The Marina often makes sense if you want a more straightforward entry into a highly walkable, amenity-rich neighborhood with flatter streets and stronger bikeability. Cow Hollow often makes sense if you are drawn to architectural variety, topographic character, and a more house-like feel, and you are prepared for a higher price floor.
If you want help weighing the tradeoffs between blocks, building types, and offer strategy, Faye Dibachi can help you make a confident decision with clear, local guidance.
FAQs
Is the Marina or Cow Hollow better for a first-time homebuyer in San Francisco?
- For many first-time buyers, the Marina is often the more attainable option because current sold-price data shows a lower median sale price than Cow Hollow, while both neighborhoods remain highly walkable and amenity-rich.
What is the main housing difference between the Marina and Cow Hollow?
- The Marina generally has more flats, condos, and apartment-style homes in a more uniform 1920s-era setting, while Cow Hollow offers more architectural variety and a mix that includes more house-like and multifamily-attached options.
Are the Marina and Cow Hollow both walkable neighborhoods?
- Yes. Redfin reports a Walk Score of 94 for both neighborhoods, which means each supports a walkable lifestyle with easy access to shops, dining, and services.
Is the Marina more affordable than Cow Hollow?
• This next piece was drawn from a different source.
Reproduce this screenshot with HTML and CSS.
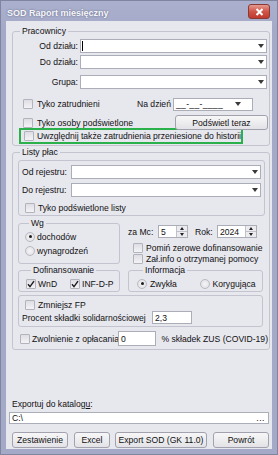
FILE: index.html
```html
<!DOCTYPE html>
<html lang="pl">
<head>
    <meta charset="UTF-8">
    <meta name="viewport" content="width=device-width, initial-scale=1.0">
    <title>SOD Raport miesięczny</title>
    <link rel="stylesheet" href="styles.css">
</head>
<body>

<div class="window">
    <div class="titlebar">
        <span class="title">SOD Raport miesięczny</span>
        <span class="close-btn">
            <svg width="9" height="8" viewBox="0 0 9 8"><path d="M1.5 1L7.5 7M7.5 1L1.5 7" stroke="#fff" stroke-width="2"/></svg>
        </span>
    </div>

    <div class="client">
        <!-- Pracownicy -->
        <fieldset class="group prac">
            <legend>Pracownicy</legend>
            <div class="row dzial-row">
                <span class="lbl-dzial">Od działu:</span>
                <div class="combo"><span class="cursor"></span><span class="arrow"></span></div>
            </div>
            <div class="row dzial-row mt2">
                <span class="lbl-dzial">Do działu:</span>
                <div class="combo"><span class="arrow"></span></div>
            </div>
            <div class="row dzial-row mt6">
                <span class="lbl-dzial">Grupa:</span>
                <div class="combo"><span class="arrow"></span></div>
            </div>
            <div class="row prac-chk1">
                <span class="chk-item zatr"><span class="check"></span>Tyko zatrudnieni</span>
                <span class="na-dzien">Na dzień</span>
                <div class="combo date"><span class="date-mask">__-__-____</span><span class="arrow"></span></div>
            </div>
            <div class="row prac-chk2">
                <span class="chk-item"><span class="check"></span>Tyko osoby podświetlone</span>
                <span class="btn podswietl">Podświetl teraz</span>
            </div>
            <div class="row highlight">
                <span class="chk-item"><span class="check"></span>Uwzględnij także zatrudnienia przeniesione do historii</span>
            </div>
        </fieldset>

        <!-- Listy płac -->
        <fieldset class="group listy">
            <legend>Listy płac</legend>
            <div class="box rejestr">
                <div class="row rej-row">
                    <span class="lbl-rej">Od rejestru:</span>
                    <div class="combo"><span class="arrow"></span></div>
                </div>
                <div class="row rej-row mt4">
                    <span class="lbl-rej">Do rejestru:</span>
                    <div class="combo"><span class="arrow"></span></div>
                </div>
                <div class="row rej-chk">
                    <span class="chk-item"><span class="check"></span>Tyko podświetlone listy</span>
                </div>
            </div>

            <div class="mid-row">
                <fieldset class="group wg">
                    <legend>Wg</legend>
                    <div class="row radio-row"><span class="radio on"></span>dochodów</div>
                    <div class="row radio-row mt3"><span class="radio"></span>wynagrodzeń</div>
                </fieldset>
                <div class="mid-right">
                    <div class="row spin-row">
                        <span class="lbl-mc">za Mc:</span>
                        <div class="spin mc">
                            <span class="spin-val">5</span>
                            <span class="spin-btns"><span class="up"></span><span class="down"></span></span>
                        </div>
                        <span class="lbl-rok">Rok:</span>
                        <div class="spin rok">
                            <span class="spin-val">2024</span>
                            <span class="spin-btns"><span class="up"></span><span class="down"></span></span>
                        </div>
                    </div>
                    <div class="row right-chk mt4"><span class="check"></span>Pomiń zerowe dofinansowanie</div>
                    <div class="row right-chk"><span class="check"></span>Zał.info o otrzymanej pomocy</div>
                </div>
            </div>

            <div class="dof-row">
                <fieldset class="group dof">
                    <legend>Dofinansowanie</legend>
                    <div class="row opt-row">
                        <span class="dof-item"><span class="check on"><svg width="8" height="8" viewBox="0 0 8 8"><path d="M1 4.2L3 6.6L7 1.2" fill="none" stroke="#1c1c1c" stroke-width="1.4"/></svg></span>WnD</span>
                        <span class="dof-item"><span class="check on"><svg width="8" height="8" viewBox="0 0 8 8"><path d="M1 4.2L3 6.6L7 1.2" fill="none" stroke="#1c1c1c" stroke-width="1.4"/></svg></span>INF-D-P</span>
                    </div>
                </fieldset>
                <fieldset class="group info">
                    <legend>Informacja</legend>
                    <div class="row opt-row">
                        <span class="info-item"><span class="radio on"></span>Zwykła</span>
                        <span class="info-item"><span class="radio"></span>Korygująca</span>
                    </div>
                </fieldset>
            </div>

            <div class="box fp">
                <div class="row fp-chk"><span class="check"></span>Zmniejsz FP</div>
                <div class="row fp-row">
                    <span class="lbl-proc">Procent składki solidarnościowej</span>
                    <span class="edit proc">2,3</span>
                </div>
            </div>

            <div class="row zwol-row">
                <span class="zwol-lbl"><span class="check"></span>Zwolnienie z opłacania</span>
                <span class="edit zwol">0</span>
                <span class="zus">% składek ZUS (COVID-19)</span>
            </div>
        </fieldset>

        <!-- Export -->
        <div class="export">
            <div class="export-lbl">Exportuj do katalog<u>u</u>:</div>
            <div class="edit path"><span>C:\</span><span class="dots">...</span></div>
            <div class="buttons">
                <span class="btn b-zest">Zestawienie</span>
                <span class="btn b-excel">Excel</span>
                <span class="btn b-sod">Export SOD (GK 11.0)</span>
                <span class="btn b-powrot">Powrót</span>
            </div>
        </div>
    </div>
</div>

</body>
</html>
```

FILE: styles.css
```css
* {
    box-sizing: border-box;
}
body {
    margin: 0;
    font-family: "Liberation Sans", Arial, sans-serif;
    font-size: 8.6px;
    color: #111;
    white-space: nowrap;
    background-color: #a5abc9;
}
.window {
    width: 278px;
    height: 455px;
    display: flex;
    flex-direction: column;
    background: linear-gradient(#aab0cd, #a3a9c7 30px, #a3a9c7);
    box-shadow: inset 0 0 0 1px #80859f;
}
.titlebar {
    height: 21px;
    display: flex;
    align-items: flex-start;
    justify-content: space-between;
    padding: 0 8px 0 7px;
}
.title {
    margin-top: 8px;
    line-height: 11px;
    font-size: 9px;
    font-weight: bold;
    color: #f6f6fa;
    text-shadow: 0 0 2px #5b607c;
}
.close-btn {
    margin-top: 4px;
    width: 22px;
    height: 15px;
    display: flex;
    align-items: center;
    justify-content: center;
    border: 1px solid #8a3a35;
    border-radius: 3px;
    background: linear-gradient(#e59a90, #cf5548 50%, #c0392f);
}
.client {
    flex: 1;
    margin: 0 6px 6px;
    padding: 5px 2px 1px 6px;
    display: flex;
    flex-direction: column;
    background-color: #e7e7ee;
}

/* group boxes */
.group {
    margin: 0;
    padding: 0;
    min-width: 0;
    border: 1px solid #c3c4cf;
    border-radius: 3px;
}
.group legend {
    padding: 0 2px;
    line-height: 11px;
    margin-left: 7px;
}
.box {
    border: 1px solid #c3c4cf;
    border-radius: 3px;
}
.row {
    display: flex;
    align-items: center;
}
.mt2 { margin-top: 2px; }
.mt3 { margin-top: 3px; }
.mt4 { margin-top: 4px; }
.mt6 { margin-top: 6px; }

/* controls */
.combo, .edit, .spin {
    height: 14px;
    background-color: #fff;
    border: 1px solid #abadb8;
    display: flex;
    align-items: center;
}
.combo {
    flex: 1;
    justify-content: space-between;
    padding-right: 2px;
}
.arrow {
    margin-left: auto;
    width: 0;
    height: 0;
    border-left: 3.5px solid transparent;
    border-right: 3.5px solid transparent;
    border-top: 4px solid #3a3a3a;
}
.cursor {
    width: 1px;
    height: 10px;
    margin-left: 1px;
    background-color: #000;
}
.check {
    width: 10px;
    height: 10px;
    flex: none;
    border: 1px solid #b2b3bd;
    border-radius: 1px;
    background: linear-gradient(#dddde3, #f4f4f7);
    display: flex;
    align-items: center;
    justify-content: center;
}
.radio {
    width: 10px;
    height: 10px;
    flex: none;
    border: 1px solid #b8b9c2;
    border-radius: 50%;
    background: radial-gradient(#f6f6f8, #dcdce2);
    display: flex;
    align-items: center;
    justify-content: center;
}
.radio.on::after {
    content: "";
    width: 3px;
    height: 3px;
    border-radius: 50%;
    background-color: #1c1c1c;
}
.chk-item {
    display: flex;
    align-items: center;
    gap: 4px;
}
.btn {
    height: 16px;
    display: flex;
    align-items: center;
    justify-content: center;
    border: 1px solid #a1a2ae;
    border-radius: 3px;
    background: linear-gradient(#f7f7f8, #e3e3e7);
}

/* Pracownicy */
.prac {
    padding: 2px 0 1px 0;
}
.dzial-row {
    height: 14px;
    padding-right: 2px;
}
.lbl-dzial {
    width: 65px;
    text-align: right;
    margin-right: 2px;
}
.prac-chk1 {
    margin-top: 8px;
    height: 14px;
    padding-left: 10px;
}
.zatr {
    width: 114px;
}
.na-dzien {
    width: 36px;
}
.date {
    flex: none;
    width: 80px;
    height: 13px;
    padding-left: 2px;
    padding-right: 11px;
}
.date-mask {
    letter-spacing: 0.3px;
}
.prac-chk2 {
    margin-top: 4px;
    height: 15px;
    padding-left: 10px;
    padding-right: 1px;
}
.podswietl {
    margin-left: auto;
    width: 93px;
    height: 15px;
}
.highlight {
    margin: -2px 0 0 6px;
    width: 224px;
    height: 16px;
    padding-left: 3px;
    border: 2px solid #2bb14b;
}
.highlight .chk-item {
    gap: 3px;
}

/* Listy plac */
.listy {
    margin-top: 1px;
    padding: 0 1px 3px 0;
}
.rejestr {
    margin: 2px 3px 0 5px;
    padding: 4px 3px 2px 3px;
}
.rej-row {
    height: 14px;
}
.lbl-rej {
    width: 49px;
}
.rej-chk {
    margin-top: 5px;
    height: 11px;
    padding-left: 3px;
}
.rej-chk .chk-item {
    gap: 3px;
}
.mid-row {
    display: flex;
    margin: 2px 0 0 5px;
}
.wg {
    width: 102px;
    padding: 2px 0 3px 6px;
}
.wg legend {
    margin-left: 4px;
}
.radio-row {
    height: 11px;
    gap: 2px;
}
.mid-right {
    margin-left: 8px;
}
.spin-row {
    margin-top: 7px;
    height: 13px;
}
.lbl-mc {
    width: 30px;
}
.lbl-rok {
    width: 22px;
    margin-left: 7px;
}
.spin {
    height: 13px;
}
.spin.mc {
    width: 30px;
}
.spin.rok {
    width: 40px;
}
.spin-val {
    flex: 1;
    padding-left: 2px;
}
.spin-btns {
    width: 11px;
    height: 100%;
    display: flex;
    flex-direction: column;
    border-left: 1px solid #c0c1ca;
    background-color: #ececf0;
}
.spin-btns span {
    flex: 1;
    display: flex;
    align-items: center;
    justify-content: center;
}
.spin-btns .up {
    border-bottom: 1px solid #c0c1ca;
}
.spin-btns .up::after {
    content: "";
    border-left: 2.5px solid transparent;
    border-right: 2.5px solid transparent;
    border-bottom: 3px solid #222;
}
.spin-btns .down::after {
    content: "";
    border-left: 2.5px solid transparent;
    border-right: 2.5px solid transparent;
    border-top: 3px solid #222;
}
.right-chk {
    height: 11px;
    padding-left: 5px;
    gap: 3px;
}
.dof-row {
    display: flex;
    margin: 1px 0 0 5px;
}
.dof {
    width: 102px;
    padding: 2px 0 2px 7px;
}
.dof legend {
    margin-left: 5px;
}
.opt-row {
    height: 11px;
}
.dof-item {
    width: 44px;
    display: flex;
    align-items: center;
    gap: 2px;
}
.info {
    width: 135px;
    margin-left: 8px;
    padding: 2px 0 2px 8px;
}
.info legend {
    margin-left: 6px;
}
.info-item {
    width: 63px;
    display: flex;
    align-items: center;
    gap: 3px;
}
.fp {
    margin: 3px 0 0 5px;
    width: 245px;
    padding: 3px 0 2px 0;
}
.fp-chk {
    height: 11px;
    padding-left: 6px;
    gap: 3px;
}
.fp-row {
    margin-top: 1px;
    height: 13px;
    padding-left: 3px;
}
.lbl-proc {
    width: 130px;
}
.edit {
    padding-left: 2px;
}
.edit.proc {
    width: 40px;
    height: 13px;
}
.zwol-row {
    margin-top: 4px;
    height: 15px;
}
.zwol-lbl {
    width: 105px;
    padding-left: 7px;
    display: flex;
    align-items: center;
    gap: 2px;
}
.edit.zwol {
    width: 39px;
    height: 15px;
}
.zus {
    margin-left: 6px;
}

/* Export */
.export {
    margin-top: auto;
}
.export-lbl {
    line-height: 10px;
}
.edit.path {
    margin: 3px 1px 0 -3px;
    height: 12px;
    justify-content: space-between;
    padding-right: 3px;
}
.dots {
    letter-spacing: 0.5px;
}
.buttons {
    display: flex;
    margin-top: 8px;
    padding-right: 1px;
}
.b-zest { width: 56px; }
.b-excel { width: 36px; margin-left: 6px; }
.b-sod { width: 92px; margin-left: 5px; }
.b-powrot { width: 56px; margin-left: 6px; }
```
- Yes. Redfin reports a February 2026 median sale price of $1,945,000 for the Marina District and $3,075,000 for Cow Hollow.
Which neighborhood is better for biking, the Marina or Cow Hollow?
- The Marina currently has the stronger bike score, with Redfin reporting a bike score of 91 for the Marina compared with 70 for Cow Hollow.
What streets are the main lifestyle hubs in the Marina and Cow Hollow?
- Chestnut Street is the Marina’s main commercial corridor, while Union Street serves as the central retail and services corridor for Cow Hollow.